### Dataset excerpts
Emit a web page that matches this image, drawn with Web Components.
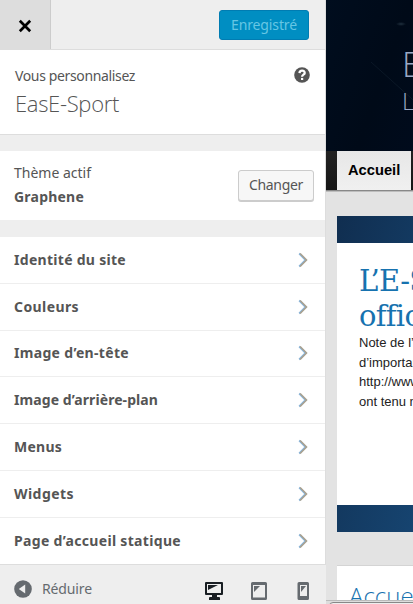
* * *
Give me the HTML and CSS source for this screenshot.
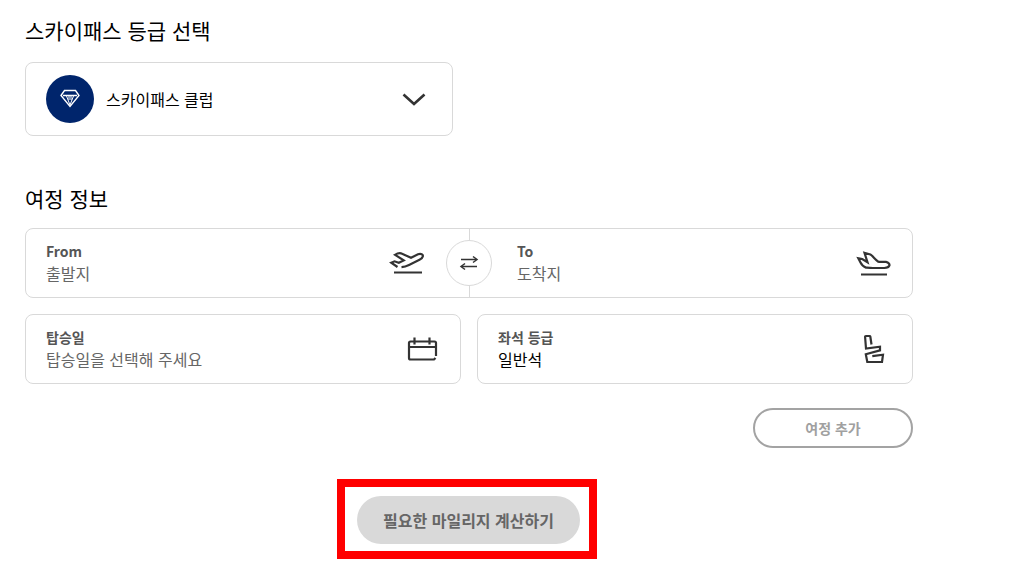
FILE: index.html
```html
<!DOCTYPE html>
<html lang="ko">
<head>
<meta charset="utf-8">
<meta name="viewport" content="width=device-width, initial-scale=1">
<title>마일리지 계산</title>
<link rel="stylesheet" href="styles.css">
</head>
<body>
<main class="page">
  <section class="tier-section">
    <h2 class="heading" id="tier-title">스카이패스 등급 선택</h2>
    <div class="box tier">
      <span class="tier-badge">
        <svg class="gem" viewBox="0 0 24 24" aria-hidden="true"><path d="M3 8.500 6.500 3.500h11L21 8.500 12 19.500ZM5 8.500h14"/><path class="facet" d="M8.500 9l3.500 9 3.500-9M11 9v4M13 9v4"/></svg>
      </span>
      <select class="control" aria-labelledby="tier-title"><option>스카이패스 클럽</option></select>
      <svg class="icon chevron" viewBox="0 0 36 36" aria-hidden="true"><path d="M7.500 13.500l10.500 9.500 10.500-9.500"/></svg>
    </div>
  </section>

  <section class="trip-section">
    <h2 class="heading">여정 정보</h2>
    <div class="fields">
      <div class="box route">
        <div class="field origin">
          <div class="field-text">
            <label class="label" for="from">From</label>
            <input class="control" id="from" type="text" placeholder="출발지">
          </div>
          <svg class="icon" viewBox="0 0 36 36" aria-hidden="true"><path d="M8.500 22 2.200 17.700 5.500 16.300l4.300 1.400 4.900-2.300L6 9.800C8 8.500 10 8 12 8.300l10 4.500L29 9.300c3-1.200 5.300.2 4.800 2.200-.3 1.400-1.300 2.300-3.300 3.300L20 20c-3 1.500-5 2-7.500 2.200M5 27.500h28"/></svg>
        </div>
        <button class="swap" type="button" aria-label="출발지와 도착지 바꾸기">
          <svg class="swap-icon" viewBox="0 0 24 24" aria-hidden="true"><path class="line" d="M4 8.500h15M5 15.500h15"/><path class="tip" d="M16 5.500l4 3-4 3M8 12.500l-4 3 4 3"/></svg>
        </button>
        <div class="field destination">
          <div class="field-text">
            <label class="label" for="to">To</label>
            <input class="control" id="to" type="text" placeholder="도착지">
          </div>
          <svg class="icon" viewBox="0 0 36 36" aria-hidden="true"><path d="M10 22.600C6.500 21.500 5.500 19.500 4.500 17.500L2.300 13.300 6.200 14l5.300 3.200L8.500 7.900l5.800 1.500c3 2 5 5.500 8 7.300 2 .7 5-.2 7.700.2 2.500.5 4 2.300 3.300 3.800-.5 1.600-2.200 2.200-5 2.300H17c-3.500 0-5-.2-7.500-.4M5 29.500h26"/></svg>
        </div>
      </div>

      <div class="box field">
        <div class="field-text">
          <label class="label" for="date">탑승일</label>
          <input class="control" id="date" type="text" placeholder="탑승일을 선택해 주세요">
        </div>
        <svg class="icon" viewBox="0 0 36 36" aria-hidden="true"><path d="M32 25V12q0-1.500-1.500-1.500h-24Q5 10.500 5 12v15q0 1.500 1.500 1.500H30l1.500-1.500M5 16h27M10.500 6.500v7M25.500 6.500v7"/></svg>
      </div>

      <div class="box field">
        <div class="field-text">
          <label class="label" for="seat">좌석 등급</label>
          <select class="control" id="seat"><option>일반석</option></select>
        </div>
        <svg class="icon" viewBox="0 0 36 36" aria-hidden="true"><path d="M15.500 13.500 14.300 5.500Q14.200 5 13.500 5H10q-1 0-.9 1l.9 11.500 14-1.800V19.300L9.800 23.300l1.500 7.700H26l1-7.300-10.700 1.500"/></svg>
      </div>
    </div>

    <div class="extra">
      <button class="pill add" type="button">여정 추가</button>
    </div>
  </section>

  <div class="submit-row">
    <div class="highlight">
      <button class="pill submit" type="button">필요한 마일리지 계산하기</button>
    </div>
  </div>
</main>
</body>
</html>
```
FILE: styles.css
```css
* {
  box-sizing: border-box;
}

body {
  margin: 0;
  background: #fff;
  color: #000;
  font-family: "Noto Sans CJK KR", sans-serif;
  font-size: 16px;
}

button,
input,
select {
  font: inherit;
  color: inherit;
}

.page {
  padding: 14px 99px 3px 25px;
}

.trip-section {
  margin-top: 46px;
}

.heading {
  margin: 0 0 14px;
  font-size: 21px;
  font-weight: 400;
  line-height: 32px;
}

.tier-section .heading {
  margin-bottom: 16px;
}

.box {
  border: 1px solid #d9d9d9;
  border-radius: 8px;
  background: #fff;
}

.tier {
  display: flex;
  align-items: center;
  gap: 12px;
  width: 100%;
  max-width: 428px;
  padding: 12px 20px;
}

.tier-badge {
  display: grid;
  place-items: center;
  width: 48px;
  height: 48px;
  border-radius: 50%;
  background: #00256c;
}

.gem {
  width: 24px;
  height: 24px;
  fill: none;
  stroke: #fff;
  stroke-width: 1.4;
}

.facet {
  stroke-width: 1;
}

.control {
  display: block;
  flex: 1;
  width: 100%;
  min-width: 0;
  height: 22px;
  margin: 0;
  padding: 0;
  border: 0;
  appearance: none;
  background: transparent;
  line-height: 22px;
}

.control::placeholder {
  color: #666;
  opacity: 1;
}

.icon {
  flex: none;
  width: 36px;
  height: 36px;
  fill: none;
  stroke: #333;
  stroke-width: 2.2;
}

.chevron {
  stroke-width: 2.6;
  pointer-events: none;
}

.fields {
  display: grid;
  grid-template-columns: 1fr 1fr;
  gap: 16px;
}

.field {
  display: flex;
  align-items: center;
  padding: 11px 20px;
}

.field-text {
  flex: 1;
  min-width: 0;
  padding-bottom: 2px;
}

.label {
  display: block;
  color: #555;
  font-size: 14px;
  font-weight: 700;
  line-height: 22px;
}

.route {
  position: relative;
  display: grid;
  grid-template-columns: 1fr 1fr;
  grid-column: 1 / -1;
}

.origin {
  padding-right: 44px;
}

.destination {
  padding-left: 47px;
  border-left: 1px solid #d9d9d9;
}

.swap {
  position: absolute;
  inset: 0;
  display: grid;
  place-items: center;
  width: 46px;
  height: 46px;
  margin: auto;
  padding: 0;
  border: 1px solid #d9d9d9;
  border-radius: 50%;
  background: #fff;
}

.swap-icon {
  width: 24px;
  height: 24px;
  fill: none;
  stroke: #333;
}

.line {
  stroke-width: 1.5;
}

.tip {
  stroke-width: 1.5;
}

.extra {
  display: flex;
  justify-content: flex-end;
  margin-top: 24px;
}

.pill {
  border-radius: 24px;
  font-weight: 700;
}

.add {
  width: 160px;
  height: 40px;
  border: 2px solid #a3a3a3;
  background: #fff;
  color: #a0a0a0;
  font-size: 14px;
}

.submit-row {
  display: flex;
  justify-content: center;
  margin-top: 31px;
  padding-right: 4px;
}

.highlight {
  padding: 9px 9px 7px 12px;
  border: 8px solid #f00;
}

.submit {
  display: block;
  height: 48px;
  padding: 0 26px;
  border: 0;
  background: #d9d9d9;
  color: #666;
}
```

### Exercise requirements
From the records above, pull out every line containing the word "this".

### Response
Emit a web page that matches this image, drawn with Web Components.
Give me the HTML and CSS source for this screenshot.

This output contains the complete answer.